* EXERCISE DESCRIPTION:
Single out each line with the word "screenshot" and copy it.

* RECORDS FOR PROCESSING:
┄┄┄┄┄┄

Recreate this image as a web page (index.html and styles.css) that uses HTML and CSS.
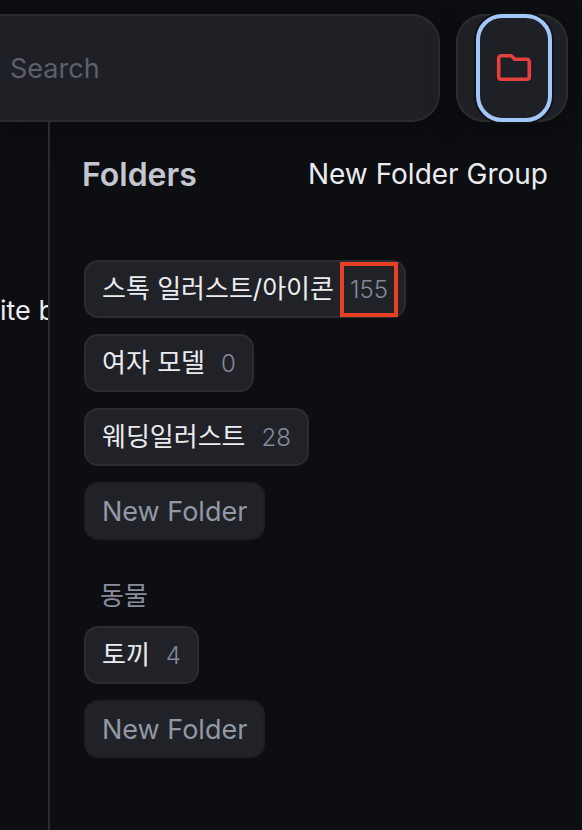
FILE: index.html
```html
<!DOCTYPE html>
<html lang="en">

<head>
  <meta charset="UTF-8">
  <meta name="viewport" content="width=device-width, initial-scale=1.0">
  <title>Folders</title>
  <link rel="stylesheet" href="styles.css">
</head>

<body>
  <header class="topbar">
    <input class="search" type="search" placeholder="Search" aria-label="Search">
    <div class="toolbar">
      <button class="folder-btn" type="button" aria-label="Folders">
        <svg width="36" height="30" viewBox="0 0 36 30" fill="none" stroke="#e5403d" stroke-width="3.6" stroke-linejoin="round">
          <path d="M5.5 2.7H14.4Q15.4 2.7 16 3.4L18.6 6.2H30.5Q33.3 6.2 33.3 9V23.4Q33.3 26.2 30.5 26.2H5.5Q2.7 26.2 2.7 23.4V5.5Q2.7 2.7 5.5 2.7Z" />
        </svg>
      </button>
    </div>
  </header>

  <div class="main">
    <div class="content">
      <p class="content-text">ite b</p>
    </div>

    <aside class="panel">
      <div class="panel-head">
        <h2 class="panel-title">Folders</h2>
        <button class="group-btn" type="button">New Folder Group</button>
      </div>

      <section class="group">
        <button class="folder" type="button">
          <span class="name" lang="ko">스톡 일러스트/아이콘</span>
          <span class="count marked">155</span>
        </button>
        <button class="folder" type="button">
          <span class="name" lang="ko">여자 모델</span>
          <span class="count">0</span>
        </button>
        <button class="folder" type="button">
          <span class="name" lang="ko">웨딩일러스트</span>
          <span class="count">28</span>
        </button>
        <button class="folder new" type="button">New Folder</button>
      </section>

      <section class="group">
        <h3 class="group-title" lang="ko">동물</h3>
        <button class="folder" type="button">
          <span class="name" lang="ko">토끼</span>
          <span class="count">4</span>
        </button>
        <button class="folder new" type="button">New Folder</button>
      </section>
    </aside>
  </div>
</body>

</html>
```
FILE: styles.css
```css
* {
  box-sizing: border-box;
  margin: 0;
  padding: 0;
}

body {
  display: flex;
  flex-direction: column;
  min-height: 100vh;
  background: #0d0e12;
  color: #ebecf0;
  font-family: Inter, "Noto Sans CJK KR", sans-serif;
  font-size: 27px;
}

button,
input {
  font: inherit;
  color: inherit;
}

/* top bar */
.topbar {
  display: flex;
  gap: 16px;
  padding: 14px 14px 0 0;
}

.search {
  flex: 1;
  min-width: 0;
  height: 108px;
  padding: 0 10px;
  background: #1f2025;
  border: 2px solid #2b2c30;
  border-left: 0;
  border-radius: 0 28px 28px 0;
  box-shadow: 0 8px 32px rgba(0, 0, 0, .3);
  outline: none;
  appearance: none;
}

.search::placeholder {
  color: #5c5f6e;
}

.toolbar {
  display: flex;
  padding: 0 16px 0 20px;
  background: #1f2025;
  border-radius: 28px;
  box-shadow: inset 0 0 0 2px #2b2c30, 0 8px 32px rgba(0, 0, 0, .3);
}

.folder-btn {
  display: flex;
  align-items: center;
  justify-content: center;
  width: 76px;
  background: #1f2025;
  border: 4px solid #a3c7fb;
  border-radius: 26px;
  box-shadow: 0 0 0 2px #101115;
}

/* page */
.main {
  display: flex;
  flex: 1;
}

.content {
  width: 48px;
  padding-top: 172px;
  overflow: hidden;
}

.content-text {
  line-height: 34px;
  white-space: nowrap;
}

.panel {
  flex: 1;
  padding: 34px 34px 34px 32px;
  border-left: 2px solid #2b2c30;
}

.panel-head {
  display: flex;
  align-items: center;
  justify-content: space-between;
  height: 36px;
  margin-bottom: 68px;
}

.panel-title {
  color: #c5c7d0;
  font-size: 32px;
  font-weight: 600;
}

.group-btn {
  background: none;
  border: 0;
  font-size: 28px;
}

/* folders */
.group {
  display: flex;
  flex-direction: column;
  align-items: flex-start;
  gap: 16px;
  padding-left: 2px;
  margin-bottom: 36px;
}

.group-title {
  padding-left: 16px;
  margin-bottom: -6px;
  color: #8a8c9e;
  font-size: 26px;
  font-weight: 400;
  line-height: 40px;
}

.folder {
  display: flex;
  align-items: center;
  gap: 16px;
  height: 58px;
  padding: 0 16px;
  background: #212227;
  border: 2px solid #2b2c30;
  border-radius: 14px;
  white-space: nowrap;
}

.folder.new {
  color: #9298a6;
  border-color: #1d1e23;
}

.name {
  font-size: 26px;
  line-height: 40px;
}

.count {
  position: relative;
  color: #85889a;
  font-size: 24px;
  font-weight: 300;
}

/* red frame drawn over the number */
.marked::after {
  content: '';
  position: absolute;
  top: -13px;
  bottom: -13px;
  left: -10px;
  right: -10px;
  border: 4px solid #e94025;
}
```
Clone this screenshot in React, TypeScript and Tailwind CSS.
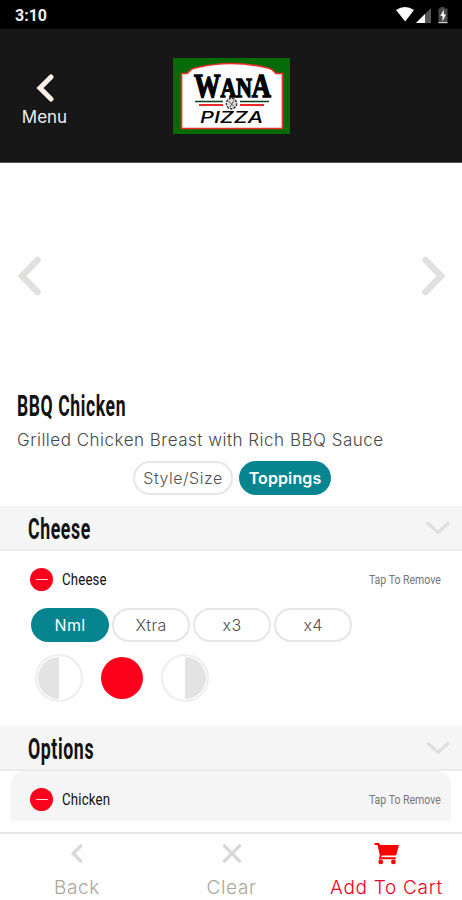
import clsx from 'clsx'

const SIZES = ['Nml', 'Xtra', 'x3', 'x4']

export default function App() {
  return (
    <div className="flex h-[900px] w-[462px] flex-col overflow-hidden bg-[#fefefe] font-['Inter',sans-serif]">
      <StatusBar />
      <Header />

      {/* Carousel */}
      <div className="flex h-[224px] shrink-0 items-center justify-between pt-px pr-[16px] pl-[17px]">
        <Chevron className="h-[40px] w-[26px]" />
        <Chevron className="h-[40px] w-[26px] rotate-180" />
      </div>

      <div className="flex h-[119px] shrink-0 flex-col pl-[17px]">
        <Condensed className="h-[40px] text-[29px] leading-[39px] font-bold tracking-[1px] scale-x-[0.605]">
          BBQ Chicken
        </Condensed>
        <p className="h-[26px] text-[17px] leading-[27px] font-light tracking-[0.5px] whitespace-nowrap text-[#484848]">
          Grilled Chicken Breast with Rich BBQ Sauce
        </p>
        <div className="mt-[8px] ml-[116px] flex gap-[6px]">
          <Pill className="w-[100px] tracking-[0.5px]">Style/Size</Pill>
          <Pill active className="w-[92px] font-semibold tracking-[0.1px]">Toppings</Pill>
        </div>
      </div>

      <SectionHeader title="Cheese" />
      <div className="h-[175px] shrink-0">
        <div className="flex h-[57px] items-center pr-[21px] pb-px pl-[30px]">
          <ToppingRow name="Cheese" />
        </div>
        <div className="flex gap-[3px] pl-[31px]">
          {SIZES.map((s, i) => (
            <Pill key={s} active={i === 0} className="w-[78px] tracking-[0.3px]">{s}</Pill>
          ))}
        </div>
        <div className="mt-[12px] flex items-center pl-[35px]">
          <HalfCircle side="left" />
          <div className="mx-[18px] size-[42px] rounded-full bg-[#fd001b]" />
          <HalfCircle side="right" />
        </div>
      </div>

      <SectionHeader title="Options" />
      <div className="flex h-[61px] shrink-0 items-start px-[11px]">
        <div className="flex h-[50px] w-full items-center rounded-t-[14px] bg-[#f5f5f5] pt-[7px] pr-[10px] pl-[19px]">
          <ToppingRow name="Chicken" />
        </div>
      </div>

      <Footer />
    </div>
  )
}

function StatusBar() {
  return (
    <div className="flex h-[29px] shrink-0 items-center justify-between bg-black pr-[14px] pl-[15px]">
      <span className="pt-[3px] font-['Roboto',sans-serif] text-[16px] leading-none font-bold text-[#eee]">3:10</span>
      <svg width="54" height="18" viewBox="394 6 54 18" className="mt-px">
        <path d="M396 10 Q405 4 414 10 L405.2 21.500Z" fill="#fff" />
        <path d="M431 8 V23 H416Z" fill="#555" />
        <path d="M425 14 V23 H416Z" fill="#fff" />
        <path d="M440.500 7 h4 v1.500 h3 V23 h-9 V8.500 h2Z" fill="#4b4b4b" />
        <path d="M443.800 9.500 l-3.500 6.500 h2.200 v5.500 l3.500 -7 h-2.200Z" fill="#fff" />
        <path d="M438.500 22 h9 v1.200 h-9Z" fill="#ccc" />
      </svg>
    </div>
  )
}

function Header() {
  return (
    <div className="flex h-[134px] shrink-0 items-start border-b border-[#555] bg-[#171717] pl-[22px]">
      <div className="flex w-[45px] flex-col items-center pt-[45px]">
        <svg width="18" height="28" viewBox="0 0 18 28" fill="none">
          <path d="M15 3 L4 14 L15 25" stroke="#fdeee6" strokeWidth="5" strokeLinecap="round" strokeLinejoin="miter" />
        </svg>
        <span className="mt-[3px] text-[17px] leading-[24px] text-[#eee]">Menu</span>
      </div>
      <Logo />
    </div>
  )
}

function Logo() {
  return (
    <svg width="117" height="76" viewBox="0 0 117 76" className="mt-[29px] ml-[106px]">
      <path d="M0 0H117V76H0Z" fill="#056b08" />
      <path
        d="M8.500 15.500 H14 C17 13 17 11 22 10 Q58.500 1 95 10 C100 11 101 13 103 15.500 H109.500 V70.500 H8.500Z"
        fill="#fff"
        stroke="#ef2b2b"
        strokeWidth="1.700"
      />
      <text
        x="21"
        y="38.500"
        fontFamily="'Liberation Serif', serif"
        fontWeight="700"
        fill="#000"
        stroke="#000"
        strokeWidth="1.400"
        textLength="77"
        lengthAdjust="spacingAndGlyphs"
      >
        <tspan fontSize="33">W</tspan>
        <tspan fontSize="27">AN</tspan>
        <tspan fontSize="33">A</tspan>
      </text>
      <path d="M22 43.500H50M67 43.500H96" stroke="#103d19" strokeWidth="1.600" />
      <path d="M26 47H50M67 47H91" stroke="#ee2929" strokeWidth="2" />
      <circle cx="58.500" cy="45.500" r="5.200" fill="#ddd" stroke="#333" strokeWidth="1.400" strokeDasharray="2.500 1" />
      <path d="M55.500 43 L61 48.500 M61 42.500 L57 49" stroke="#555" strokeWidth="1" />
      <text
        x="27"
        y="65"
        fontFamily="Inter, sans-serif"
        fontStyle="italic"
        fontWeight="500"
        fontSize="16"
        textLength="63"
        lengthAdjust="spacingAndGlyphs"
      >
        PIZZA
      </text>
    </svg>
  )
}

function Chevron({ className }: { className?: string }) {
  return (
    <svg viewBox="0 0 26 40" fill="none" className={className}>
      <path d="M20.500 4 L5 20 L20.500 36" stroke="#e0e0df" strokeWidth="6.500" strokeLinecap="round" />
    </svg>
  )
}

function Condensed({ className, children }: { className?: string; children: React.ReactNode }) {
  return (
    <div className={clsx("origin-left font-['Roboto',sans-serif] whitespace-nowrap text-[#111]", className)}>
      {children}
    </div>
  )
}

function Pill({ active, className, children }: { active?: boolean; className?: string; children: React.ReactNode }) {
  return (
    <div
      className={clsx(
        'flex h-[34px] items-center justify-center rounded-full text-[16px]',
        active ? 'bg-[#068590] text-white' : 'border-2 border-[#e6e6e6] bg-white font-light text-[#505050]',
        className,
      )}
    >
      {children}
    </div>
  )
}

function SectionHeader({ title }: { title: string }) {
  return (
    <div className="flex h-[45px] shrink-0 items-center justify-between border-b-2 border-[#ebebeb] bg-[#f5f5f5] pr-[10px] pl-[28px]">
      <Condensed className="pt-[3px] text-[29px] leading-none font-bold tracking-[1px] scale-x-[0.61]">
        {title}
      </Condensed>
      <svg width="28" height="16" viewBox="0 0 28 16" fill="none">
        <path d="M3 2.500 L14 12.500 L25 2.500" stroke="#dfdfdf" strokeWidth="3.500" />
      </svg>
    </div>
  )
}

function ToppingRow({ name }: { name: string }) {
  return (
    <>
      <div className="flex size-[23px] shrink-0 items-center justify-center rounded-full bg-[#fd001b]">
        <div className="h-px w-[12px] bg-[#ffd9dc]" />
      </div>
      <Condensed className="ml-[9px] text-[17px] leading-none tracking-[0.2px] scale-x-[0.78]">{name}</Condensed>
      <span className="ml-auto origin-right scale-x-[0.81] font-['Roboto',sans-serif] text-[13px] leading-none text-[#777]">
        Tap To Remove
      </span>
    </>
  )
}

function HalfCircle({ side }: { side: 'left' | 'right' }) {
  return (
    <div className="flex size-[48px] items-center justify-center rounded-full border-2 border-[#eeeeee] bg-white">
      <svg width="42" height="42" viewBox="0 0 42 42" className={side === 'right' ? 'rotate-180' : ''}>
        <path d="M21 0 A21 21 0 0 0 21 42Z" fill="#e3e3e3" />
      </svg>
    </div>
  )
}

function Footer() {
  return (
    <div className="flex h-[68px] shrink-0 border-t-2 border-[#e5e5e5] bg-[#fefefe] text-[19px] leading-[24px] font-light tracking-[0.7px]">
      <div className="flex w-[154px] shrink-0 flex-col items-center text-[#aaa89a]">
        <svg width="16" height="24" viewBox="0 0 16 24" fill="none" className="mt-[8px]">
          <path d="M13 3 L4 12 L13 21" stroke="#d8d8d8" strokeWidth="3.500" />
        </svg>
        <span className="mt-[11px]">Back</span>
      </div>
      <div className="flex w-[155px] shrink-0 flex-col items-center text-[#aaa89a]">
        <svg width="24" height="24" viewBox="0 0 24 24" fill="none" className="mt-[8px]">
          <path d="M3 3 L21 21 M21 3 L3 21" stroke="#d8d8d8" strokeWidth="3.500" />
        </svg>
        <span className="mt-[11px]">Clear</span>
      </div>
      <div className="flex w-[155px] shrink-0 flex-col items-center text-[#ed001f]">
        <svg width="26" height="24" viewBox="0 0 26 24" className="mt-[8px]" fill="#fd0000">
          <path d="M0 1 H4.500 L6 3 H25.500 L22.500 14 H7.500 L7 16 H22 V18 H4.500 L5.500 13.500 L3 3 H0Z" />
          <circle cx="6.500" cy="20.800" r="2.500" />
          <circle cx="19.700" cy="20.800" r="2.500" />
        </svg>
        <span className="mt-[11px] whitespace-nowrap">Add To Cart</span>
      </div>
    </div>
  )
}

┄┄┄┄┄┄

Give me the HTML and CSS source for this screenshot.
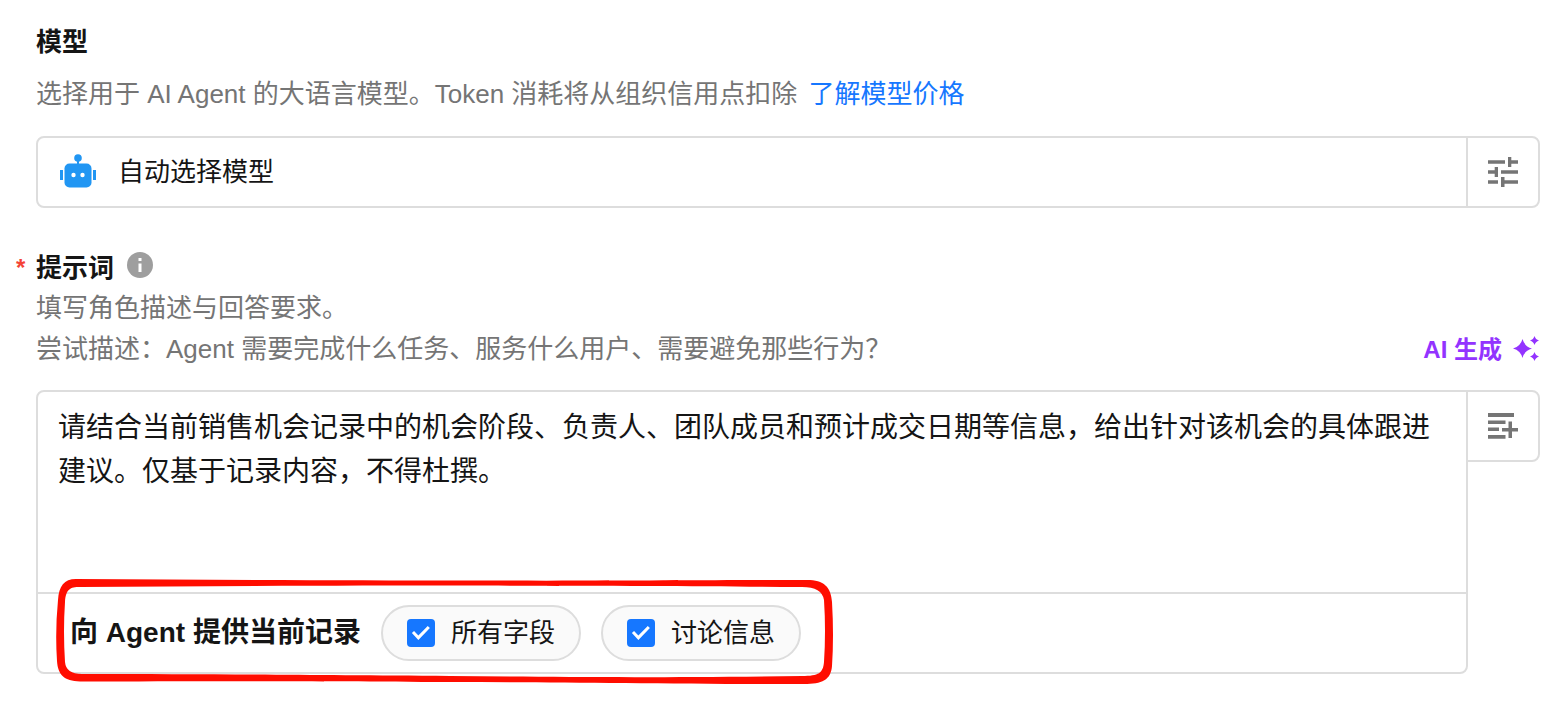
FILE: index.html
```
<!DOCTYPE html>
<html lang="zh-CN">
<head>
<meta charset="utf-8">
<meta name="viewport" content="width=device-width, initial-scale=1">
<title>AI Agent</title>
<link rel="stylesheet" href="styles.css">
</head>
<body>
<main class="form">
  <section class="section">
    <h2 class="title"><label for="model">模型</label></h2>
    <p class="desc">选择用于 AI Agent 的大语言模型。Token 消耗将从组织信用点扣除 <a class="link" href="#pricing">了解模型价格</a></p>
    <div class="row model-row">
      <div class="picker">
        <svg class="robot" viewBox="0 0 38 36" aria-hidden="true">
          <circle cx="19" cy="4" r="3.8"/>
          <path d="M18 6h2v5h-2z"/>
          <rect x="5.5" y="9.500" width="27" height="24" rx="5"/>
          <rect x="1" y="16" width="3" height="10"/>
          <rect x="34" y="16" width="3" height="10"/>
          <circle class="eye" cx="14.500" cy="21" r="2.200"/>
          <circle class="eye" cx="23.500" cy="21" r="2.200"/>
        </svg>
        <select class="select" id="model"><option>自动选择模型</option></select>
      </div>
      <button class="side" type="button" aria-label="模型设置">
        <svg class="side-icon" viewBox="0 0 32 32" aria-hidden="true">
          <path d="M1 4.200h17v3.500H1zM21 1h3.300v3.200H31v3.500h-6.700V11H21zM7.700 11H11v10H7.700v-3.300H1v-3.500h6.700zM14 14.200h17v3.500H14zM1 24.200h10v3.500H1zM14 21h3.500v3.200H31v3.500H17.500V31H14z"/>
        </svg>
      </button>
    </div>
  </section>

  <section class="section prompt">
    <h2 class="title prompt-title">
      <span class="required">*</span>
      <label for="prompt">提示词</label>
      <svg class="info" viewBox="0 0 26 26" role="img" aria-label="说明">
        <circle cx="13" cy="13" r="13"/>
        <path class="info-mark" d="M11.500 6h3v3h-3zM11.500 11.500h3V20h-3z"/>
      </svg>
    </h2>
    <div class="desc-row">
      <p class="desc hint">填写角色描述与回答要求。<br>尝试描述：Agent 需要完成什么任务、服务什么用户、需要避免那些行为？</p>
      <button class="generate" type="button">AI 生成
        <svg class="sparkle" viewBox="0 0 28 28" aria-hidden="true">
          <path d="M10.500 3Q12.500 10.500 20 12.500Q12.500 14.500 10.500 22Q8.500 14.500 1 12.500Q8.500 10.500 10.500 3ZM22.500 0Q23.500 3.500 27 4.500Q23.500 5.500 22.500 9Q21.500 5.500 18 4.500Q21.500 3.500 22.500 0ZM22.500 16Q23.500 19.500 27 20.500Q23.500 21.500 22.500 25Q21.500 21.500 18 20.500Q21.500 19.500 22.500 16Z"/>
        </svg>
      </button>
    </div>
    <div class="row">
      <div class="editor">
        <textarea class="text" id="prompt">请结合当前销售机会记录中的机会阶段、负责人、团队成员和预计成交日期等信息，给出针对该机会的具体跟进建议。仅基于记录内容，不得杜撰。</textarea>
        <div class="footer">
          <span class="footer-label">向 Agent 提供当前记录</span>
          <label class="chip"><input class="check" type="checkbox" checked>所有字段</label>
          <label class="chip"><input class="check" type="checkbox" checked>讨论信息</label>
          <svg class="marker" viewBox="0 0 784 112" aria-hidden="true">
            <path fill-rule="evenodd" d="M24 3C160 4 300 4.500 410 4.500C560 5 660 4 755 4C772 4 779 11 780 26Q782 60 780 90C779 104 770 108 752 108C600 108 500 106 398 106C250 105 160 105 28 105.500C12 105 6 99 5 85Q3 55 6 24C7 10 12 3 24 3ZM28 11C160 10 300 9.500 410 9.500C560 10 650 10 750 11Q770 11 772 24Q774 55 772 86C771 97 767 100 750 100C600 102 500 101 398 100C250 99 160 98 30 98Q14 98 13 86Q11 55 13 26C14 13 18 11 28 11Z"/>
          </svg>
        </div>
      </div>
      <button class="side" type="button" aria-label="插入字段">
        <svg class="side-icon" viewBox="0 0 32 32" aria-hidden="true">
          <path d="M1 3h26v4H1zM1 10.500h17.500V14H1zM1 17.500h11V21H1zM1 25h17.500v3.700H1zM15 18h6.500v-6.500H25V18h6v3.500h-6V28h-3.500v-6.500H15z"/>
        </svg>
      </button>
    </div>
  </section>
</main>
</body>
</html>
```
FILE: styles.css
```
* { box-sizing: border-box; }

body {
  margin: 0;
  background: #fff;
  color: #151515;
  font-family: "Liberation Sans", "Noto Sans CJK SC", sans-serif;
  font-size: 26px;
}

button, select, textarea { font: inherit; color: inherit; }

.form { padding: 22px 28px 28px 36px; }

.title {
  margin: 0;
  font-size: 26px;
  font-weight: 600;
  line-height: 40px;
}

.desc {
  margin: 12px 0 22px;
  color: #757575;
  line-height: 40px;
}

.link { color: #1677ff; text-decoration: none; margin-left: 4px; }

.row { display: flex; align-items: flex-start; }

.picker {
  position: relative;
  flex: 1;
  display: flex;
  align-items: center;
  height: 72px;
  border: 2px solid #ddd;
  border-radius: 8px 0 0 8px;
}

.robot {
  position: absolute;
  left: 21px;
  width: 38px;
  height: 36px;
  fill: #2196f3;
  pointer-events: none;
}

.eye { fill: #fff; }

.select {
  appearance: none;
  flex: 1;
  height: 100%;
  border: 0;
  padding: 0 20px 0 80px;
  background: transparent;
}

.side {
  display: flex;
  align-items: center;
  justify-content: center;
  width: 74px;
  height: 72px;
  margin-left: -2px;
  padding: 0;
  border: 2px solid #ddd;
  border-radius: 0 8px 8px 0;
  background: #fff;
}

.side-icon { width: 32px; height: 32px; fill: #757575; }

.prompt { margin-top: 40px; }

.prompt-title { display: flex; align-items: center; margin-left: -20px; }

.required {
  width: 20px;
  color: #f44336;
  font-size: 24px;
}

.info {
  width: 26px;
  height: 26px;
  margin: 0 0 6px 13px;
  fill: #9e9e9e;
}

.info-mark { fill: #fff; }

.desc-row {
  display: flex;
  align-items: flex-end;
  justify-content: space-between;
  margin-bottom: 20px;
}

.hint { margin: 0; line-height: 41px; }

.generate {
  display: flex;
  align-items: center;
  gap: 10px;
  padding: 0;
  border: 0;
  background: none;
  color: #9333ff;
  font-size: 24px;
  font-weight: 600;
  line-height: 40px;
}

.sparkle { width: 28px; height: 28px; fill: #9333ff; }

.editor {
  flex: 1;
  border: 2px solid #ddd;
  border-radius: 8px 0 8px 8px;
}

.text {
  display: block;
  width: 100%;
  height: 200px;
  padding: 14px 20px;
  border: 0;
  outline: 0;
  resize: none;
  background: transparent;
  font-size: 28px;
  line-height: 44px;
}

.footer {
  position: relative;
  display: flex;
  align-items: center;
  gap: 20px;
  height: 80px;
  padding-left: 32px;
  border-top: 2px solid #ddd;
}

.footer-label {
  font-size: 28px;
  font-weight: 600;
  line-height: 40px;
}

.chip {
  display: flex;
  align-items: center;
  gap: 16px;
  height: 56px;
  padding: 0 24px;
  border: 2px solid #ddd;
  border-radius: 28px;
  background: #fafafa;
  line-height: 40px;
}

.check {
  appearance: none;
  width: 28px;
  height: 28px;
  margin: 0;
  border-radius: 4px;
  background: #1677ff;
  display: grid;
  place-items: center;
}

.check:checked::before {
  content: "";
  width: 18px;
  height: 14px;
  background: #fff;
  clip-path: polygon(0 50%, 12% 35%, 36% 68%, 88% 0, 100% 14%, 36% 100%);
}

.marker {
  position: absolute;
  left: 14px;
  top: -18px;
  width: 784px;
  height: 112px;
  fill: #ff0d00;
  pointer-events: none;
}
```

┄┄┄┄┄┄

* EXPECTED ANSWER:
Clone this screenshot in React, TypeScript and Tailwind CSS.
Give me the HTML and CSS source for this screenshot.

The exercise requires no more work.